Good Men Still Exist; They Just Don’t Make the Headlines as Easily

“The handy thing about being a father is that the historic standard has been set so pitifully low.” -Michael Chabon, Manhood for Amateurs

Yes, everyone is well aware that despite all the good men in history who have left a good name for themselves (along with plenty of quotable quotes, with many of them being strong military leaders or respected writers), there are enough deadbeats, scoundrels, and cads to cast a negative connotation on the word “man”.  Women are expected to be saints and givers; sadly, men are expected to be… well, not a lot is expected of men anymore.  But not all good men are long gone.

In the aftermath of Father’s Day last week, the Internet was full of freshly published articles about the modern man, father, and husband.  Two in particular really got my attention.  The first one reviewed the history of TV dads from Leave It to Beaver, to Married with Children, to Parenthood.  It brought out the fact that in the 1950’s, dads were too perfect, in the 1990’s they were often portrayed as bumbling idiots, and now in the 2010’s, TV dads have finally began to look more like real dads.  See http://today.msnbc.msn.com/id/37758834/ns/today-entertainment/.  (Though I would argue that the 1980’s were good to TV dads…)

The other article that really got me thinking was one I found on Stuff Christians Like, http://stuffchristianslike.net/2010/06/the-wild-difference-between-a-mothers-day-sermon-and-a-fathers-day-sermon/, which explained how many fathers in Christian churches feel miserable on Father’s Day Sunday because the sermon is about how men need to step up to the plate and be better fathers, while the Mother’s Day sermon provides nothing but praise for women.

I definitely see how good men often don’t get the praise they deserve.  Like Zack Morris once said on Saved by the Bell when Jessie declared that all men are jerks, “Hey, don’t judge us by our worst specimens.”  What can we do to enhance the minority of men who are truly good fathers, husbands, and hard-working citizens?

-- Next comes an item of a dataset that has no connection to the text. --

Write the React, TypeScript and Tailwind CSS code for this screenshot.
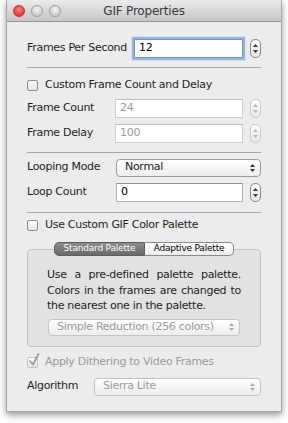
import React from "react";

const T = "text-[11px] tracking-[-0.3px]";

function Stepper({ disabled }: { disabled?: boolean }) {
  const c = disabled ? "#b8b8b8" : "#333";
  return (
    <div
      className={`ml-[7px] w-[11px] h-[19px] shrink-0 rounded-[5px] border ${
        disabled ? "border-[#cbcbcb]" : "border-[#8a8a8a]"
      } bg-gradient-to-b from-white to-[#e6e6e6] flex flex-col items-center justify-center gap-[3px]`}
    >
      <svg width="5" height="3" viewBox="0 0 5 3">
        <path d="M0 3L2.5 0L5 3Z" fill={c} />
      </svg>
      <svg width="5" height="3" viewBox="0 0 5 3">
        <path d="M0 0L2.5 3L5 0Z" fill={c} />
      </svg>
    </div>
  );
}

function Arrows({ disabled }: { disabled?: boolean }) {
  const c = disabled ? "#aaaaaa" : "#333";
  return (
    <div className="flex flex-col items-center gap-[2px]">
      <svg width="5" height="3" viewBox="0 0 5 3">
        <path d="M0 3L2.5 0L5 3Z" fill={c} />
      </svg>
      <svg width="5" height="3" viewBox="0 0 5 3">
        <path d="M0 0L2.5 3L5 0Z" fill={c} />
      </svg>
    </div>
  );
}

function Select({
  value,
  disabled,
  className,
}: {
  value: string;
  disabled?: boolean;
  className: string;
}) {
  return (
    <div
      className={`${className} rounded-[4px] border ${
        disabled ? "border-[#c4c4c4] text-[#9c9c9c]" : "border-[#9c9c9c] text-[#1a1a1a]"
      } bg-gradient-to-b from-white to-[#ededed] flex items-center justify-between pl-[8px] pr-[5px] ${T}`}
    >
      <span>{value}</span>
      <Arrows disabled={disabled} />
    </div>
  );
}

function Input({
  value,
  disabled,
  focused,
  className,
}: {
  value: string;
  disabled?: boolean;
  focused?: boolean;
  className: string;
}) {
  return (
    <div
      className={`${className} h-[19px] bg-white border flex items-center pl-[4px] ${T} ${
        focused
          ? "border-[#6f98d0] shadow-[0_0_1px_2px_rgba(110,160,225,0.7)] text-black"
          : disabled
          ? "border-[#cfcfcf] border-t-[#bdbdbd] text-[#9a9a9a]"
          : "border-[#b5b5b5] border-t-[#8f8f8f] text-black"
      }`}
    >
      {value}
    </div>
  );
}

function Checkbox({ checked, disabled }: { checked?: boolean; disabled?: boolean }) {
  return (
    <div className="relative w-[12px] h-[12px] shrink-0">
      <div
        className={`w-[11px] h-[11px] mt-[1px] rounded-[2px] border ${
          disabled ? "border-[#c2c2c2]" : "border-[#8c8c8c]"
        } bg-gradient-to-b from-white to-[#e4e4e4]`}
      />
      {checked && (
        <svg
          className="absolute left-[1px] top-[-3px]"
          width="12"
          height="13"
          viewBox="0 0 12 13"
        >
          <path
            d="M2 8 L5 11.5 L10.5 1"
            fill="none"
            stroke="#999"
            strokeWidth="1.8"
            strokeLinecap="round"
            strokeLinejoin="round"
          />
        </svg>
      )}
    </div>
  );
}

function Sep() {
  return <div className="h-px bg-[#a5a5a5]" />;
}

export default function App() {
  return (
    <div className="w-[288px] h-[423px] bg-white font-['DejaVu_Sans',sans-serif] overflow-hidden">
      <div className="ml-[6px] w-[276px] h-[412px] bg-[#ececec] border-x border-b border-[#a8a8a8] shadow-[0_3px_7px_rgba(0,0,0,0.4)] flex flex-col">
        {/* Title bar */}
        <div className="relative h-[22px] shrink-0 bg-gradient-to-b from-[#ebebeb] to-[#c6c6c6] border-b border-[#979797] flex items-center">
          <div className="flex items-center gap-[6px] pl-[6px]">
            <div className="w-[12px] h-[12px] rounded-full bg-[radial-gradient(circle_at_50%_35%,#ff8a80,#e0392f_70%)] border border-[#b5352c]" />
            <div className="w-[12px] h-[12px] rounded-full bg-[radial-gradient(circle_at_50%_35%,#f4f4f4,#cfcfcf_70%)] border border-[#9f9f9f]" />
            <div className="w-[12px] h-[12px] rounded-full bg-[radial-gradient(circle_at_50%_35%,#f4f4f4,#cfcfcf_70%)] border border-[#9f9f9f]" />
          </div>
          <div className="absolute inset-0 flex items-center justify-center text-[12px] tracking-[-0.2px] text-[#3a3a3a]">
            GIF Properties
          </div>
        </div>

        {/* Content */}
        <div className="px-[20px] pt-[16px] flex flex-col text-[#1e1e1e]">
          <div className="flex items-center h-[20px]">
            <div className={`w-[107px] shrink-0 ${T}`}>Frames Per Second</div>
            <Input value="12" focused className="w-[109px]" />
            <Stepper />
          </div>

          <div className="mt-[9px]">
            <Sep />
          </div>

          <div className={`mt-[9px] h-[16px] flex items-center gap-[6px] ${T}`}>
            <Checkbox />
            <span>Custom Frame Count and Delay</span>
          </div>

          <div className="mt-[6px] flex items-center h-[19px]">
            <div className={`w-[88px] shrink-0 ${T}`}>Frame Count</div>
            <Input value="24" disabled className="w-[128px]" />
            <Stepper disabled />
          </div>
          <div className="mt-[6px] flex items-center h-[19px]">
            <div className={`w-[88px] shrink-0 ${T}`}>Frame Delay</div>
            <Input value="100" disabled className="w-[128px]" />
            <Stepper disabled />
          </div>

          <div className="mt-[9px]">
            <Sep />
          </div>

          <div className="mt-[5px] flex items-center h-[19px]">
            <div className={`w-[89px] shrink-0 ${T}`}>Looping Mode</div>
            <Select value="Normal" className="flex-1 h-[18px]" />
          </div>
          <div className="mt-[6px] flex items-center h-[19px]">
            <div className={`w-[89px] shrink-0 ${T}`}>Loop Count</div>
            <Input value="0" className="w-[127px]" />
            <Stepper />
          </div>

          <div className="mt-[10px]">
            <Sep />
          </div>

          <div className={`mt-[4px] h-[16px] flex items-center gap-[6px] ${T}`}>
            <Checkbox />
            <span>Use Custom GIF Color Palette</span>
          </div>

          {/* Tabs + box */}
          <div className="mt-[9px] relative z-10 flex justify-center">
            <div className="flex h-[14px] text-[9px] tracking-[-0.2px]">
              <div className="w-[91px] rounded-l-[5px] border border-[#5f5f5f] bg-gradient-to-b from-[#8c8c8c] to-[#6a6a6a] text-white flex items-center justify-center">
                Standard Palette
              </div>
              <div className="w-[89px] rounded-r-[5px] border border-l-0 border-[#8a8a8a] bg-gradient-to-b from-white to-[#ececec] text-black flex items-center justify-center">
                Adaptive Palette
              </div>
            </div>
          </div>
          <div className="-mt-[7px] h-[98px] rounded-[4px] border border-[#c4c4c4] bg-[#e2e2e2] pt-[17px] px-[19px] flex flex-col">
            <div className={`${T} leading-[15.5px] text-[#1e1e1e]`}>
              <div className="text-justify [text-align-last:justify] whitespace-nowrap">
                Use a pre-defined palette palette.
              </div>
              <div className="text-justify [text-align-last:justify] whitespace-nowrap">
                Colors in the frames are changed to
              </div>
              <div className="whitespace-nowrap">the nearest one in the palette.</div>
            </div>
            <Select
              value="Simple Reduction (256 colors)"
              disabled
              className="mt-[5px] mx-[1px] h-[17px]"
            />
          </div>

          <div className={`mt-[7px] h-[16px] flex items-center gap-[6px] ${T} text-[#9a9a9a]`}>
            <Checkbox checked disabled />
            <span>Apply Dithering to Video Frames</span>
          </div>

          <div className="mt-[7px] flex items-center h-[19px]">
            <div className={`w-[67px] shrink-0 ${T}`}>Algorithm</div>
            <Select value="Sierra Lite" disabled className="flex-1 h-[18px]" />
          </div>
        </div>
      </div>
    </div>
  );
}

My guess is to call them out on their goodness when you see it.  It seems that if we as a culture began to celebrate the men who are doing right, it would be more of an incentive for those who are just half-way doing it, seeing there is praise and appreciation for being a “good man”.  But when the goal is simply to be better than Charlie Sheen (both the actual person and his fictionalized character on the totally lame yet successful sitcom Three and Half Men), there’s a certain lack of motivation to become a better man.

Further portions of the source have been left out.